General Douglas Macarthur as he returns to the Phillipines - Damn't I said only one photographer while I'm walking on water. I knew the f*@#! plywood would break.




thornhappy -> RE: History Speaks Today's English (3/14/2010 4:38:51 PM)

quote:

ORIGINAL: cuckoldmepls
If you don't like the job you have or you aren't making enough money, then by God do what everyone else does. Find another job, start your own business or marry someone who does have a good job. How hard is that?

Speaking to me in particular, or other folks?




cuckoldmepls -> RE: History Speaks Today's English (3/18/2010 9:03:40 AM)

Civil War Soldier - Doc, can you save my leg?

Civil War Doc - Well I could, but then I would have to save everyone else's legs too and it would take too much time.
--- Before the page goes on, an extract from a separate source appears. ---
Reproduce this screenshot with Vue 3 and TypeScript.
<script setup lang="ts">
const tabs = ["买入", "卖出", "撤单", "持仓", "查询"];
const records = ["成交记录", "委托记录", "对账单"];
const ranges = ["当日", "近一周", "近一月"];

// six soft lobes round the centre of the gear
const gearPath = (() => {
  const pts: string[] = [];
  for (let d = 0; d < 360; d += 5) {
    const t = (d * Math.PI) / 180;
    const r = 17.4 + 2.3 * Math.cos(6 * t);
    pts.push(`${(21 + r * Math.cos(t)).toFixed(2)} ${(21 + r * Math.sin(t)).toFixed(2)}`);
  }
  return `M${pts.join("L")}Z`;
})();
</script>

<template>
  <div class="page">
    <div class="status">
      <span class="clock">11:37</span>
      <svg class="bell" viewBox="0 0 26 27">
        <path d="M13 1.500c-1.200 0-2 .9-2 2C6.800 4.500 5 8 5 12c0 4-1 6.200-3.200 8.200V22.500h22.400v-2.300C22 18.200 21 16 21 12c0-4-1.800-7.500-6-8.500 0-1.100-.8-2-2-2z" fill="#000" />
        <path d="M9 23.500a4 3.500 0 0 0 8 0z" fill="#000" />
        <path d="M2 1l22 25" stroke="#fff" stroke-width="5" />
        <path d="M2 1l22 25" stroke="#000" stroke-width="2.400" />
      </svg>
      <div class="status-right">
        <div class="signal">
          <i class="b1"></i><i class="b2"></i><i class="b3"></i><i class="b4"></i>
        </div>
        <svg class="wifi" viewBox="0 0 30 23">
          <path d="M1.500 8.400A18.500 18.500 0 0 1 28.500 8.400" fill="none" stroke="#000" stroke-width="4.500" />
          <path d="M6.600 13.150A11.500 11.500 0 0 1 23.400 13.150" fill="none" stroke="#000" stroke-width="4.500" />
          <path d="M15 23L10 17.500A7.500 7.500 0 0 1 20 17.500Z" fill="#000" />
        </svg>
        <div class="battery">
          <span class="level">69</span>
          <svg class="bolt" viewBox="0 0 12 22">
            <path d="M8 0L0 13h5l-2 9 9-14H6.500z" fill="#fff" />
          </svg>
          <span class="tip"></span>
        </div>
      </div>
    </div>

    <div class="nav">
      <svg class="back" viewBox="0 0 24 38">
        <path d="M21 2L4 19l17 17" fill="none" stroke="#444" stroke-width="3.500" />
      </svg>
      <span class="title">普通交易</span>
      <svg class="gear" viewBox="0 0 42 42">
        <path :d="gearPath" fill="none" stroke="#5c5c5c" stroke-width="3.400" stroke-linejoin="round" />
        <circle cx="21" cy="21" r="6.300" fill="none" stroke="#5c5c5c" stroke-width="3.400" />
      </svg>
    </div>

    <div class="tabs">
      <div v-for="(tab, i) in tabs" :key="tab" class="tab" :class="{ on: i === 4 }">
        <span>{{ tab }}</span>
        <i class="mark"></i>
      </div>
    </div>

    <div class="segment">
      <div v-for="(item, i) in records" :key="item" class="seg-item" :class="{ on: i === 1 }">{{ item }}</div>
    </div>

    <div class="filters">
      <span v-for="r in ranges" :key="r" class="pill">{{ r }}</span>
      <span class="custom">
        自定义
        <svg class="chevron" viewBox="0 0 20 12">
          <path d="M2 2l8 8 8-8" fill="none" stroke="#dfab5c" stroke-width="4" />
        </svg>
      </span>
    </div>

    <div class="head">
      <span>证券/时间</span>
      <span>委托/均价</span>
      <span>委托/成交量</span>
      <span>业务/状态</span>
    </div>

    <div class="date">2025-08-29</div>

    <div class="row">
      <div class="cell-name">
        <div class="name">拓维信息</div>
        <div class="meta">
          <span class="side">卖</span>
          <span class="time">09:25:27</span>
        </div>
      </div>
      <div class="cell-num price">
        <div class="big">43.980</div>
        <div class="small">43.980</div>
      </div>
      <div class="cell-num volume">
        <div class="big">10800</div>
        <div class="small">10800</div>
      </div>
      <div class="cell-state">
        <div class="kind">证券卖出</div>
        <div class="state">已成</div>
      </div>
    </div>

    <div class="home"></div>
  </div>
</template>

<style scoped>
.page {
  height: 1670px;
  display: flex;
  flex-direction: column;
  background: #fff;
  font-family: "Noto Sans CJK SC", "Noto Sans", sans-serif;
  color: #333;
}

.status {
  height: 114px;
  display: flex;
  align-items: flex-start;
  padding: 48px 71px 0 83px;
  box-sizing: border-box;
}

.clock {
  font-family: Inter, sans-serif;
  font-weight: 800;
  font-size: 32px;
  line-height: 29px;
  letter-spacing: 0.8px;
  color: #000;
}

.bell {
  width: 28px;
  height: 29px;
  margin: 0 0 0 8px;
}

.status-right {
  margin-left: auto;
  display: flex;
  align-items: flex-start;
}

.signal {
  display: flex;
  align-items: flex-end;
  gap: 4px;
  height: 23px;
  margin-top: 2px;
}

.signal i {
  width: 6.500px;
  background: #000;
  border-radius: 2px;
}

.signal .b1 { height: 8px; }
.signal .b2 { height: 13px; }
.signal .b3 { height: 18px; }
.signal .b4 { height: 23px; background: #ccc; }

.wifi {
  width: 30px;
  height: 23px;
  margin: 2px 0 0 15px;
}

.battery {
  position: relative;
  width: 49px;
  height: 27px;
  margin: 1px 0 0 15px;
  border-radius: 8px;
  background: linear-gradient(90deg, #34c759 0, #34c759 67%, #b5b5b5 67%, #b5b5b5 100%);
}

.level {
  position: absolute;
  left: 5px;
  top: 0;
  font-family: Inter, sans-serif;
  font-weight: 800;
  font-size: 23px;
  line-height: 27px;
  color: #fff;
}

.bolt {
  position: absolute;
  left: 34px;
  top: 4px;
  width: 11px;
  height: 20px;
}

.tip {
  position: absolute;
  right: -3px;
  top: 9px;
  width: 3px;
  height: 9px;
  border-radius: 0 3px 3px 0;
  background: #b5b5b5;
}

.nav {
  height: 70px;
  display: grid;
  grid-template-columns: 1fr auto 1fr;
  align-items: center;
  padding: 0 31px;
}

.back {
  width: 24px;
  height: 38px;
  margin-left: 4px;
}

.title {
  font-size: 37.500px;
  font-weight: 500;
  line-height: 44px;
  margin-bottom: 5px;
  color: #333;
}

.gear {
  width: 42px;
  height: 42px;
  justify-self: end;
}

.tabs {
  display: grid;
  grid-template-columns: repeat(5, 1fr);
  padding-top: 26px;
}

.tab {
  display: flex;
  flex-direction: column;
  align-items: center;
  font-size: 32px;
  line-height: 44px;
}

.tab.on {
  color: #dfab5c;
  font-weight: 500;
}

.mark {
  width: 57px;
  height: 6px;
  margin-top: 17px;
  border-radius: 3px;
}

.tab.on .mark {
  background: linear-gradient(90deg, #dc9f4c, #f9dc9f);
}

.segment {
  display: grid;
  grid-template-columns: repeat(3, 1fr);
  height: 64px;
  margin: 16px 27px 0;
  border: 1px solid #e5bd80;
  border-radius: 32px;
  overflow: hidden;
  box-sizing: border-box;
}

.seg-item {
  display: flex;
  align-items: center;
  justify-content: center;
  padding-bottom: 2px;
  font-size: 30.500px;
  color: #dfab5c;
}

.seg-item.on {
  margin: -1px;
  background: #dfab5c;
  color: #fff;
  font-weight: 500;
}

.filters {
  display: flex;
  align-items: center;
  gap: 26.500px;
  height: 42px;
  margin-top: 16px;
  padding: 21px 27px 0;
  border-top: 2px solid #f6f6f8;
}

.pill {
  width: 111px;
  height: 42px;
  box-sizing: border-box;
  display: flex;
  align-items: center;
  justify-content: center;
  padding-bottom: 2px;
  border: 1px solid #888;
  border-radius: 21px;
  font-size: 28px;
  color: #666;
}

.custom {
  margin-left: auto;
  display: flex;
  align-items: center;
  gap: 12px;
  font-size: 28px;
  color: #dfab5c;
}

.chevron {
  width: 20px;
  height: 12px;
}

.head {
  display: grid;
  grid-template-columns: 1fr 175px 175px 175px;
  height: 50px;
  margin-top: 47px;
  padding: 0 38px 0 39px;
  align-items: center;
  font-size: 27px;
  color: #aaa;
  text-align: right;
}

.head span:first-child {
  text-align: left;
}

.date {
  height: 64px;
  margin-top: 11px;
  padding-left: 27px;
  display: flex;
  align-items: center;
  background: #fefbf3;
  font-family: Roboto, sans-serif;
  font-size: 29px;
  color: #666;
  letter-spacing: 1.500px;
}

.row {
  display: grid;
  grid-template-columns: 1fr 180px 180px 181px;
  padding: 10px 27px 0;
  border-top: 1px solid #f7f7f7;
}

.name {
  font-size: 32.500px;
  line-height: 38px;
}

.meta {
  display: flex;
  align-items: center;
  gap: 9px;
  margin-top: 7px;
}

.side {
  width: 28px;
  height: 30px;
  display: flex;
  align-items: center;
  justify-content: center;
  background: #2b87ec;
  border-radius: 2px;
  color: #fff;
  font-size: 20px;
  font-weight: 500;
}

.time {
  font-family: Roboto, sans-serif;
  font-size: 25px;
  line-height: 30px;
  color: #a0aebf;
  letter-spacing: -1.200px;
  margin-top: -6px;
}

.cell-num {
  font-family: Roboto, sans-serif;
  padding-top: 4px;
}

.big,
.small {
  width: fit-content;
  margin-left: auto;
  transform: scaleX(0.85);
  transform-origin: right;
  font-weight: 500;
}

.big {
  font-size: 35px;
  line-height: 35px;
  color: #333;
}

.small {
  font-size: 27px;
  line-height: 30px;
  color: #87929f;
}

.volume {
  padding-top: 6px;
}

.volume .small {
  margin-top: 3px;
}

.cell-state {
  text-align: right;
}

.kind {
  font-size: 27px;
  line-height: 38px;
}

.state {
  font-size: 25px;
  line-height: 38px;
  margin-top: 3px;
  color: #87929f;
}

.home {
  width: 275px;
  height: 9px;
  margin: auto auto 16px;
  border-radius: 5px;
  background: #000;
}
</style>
I can make more money on volume with the same profit margin. Since the government is paying for it, I don't see how you should have any say in the matter.

Civil War Soldier - To hell with that Doc. If that's what government health care is all about, tourniquet it, give me some pints of blood for the road, and I'm hopping the next train to Canada where Doctors still give people what they want.

Ironic isn't it???




cuckoldmepls -> RE: History Speaks Today's English (3/23/2010 12:32:06 PM)

Charles Lindbergh - I think we should have given Maria that raise she asked for. She took the baby, left a note in Spanish, and all I can read is Mexico. I think she decided to take her baby with her back to Mexico. What are we going to tell people? That baby was half mine too.




cuckoldmepls -> RE: History Speaks Today's English (4/5/2010 8:35:31 AM)

This one came from the simpsons but it was just too good not to post here.

Scene -  500 portable toilets lined up next to the red sea.

Moses - Ok everyone, flush your toilets on the count of 3.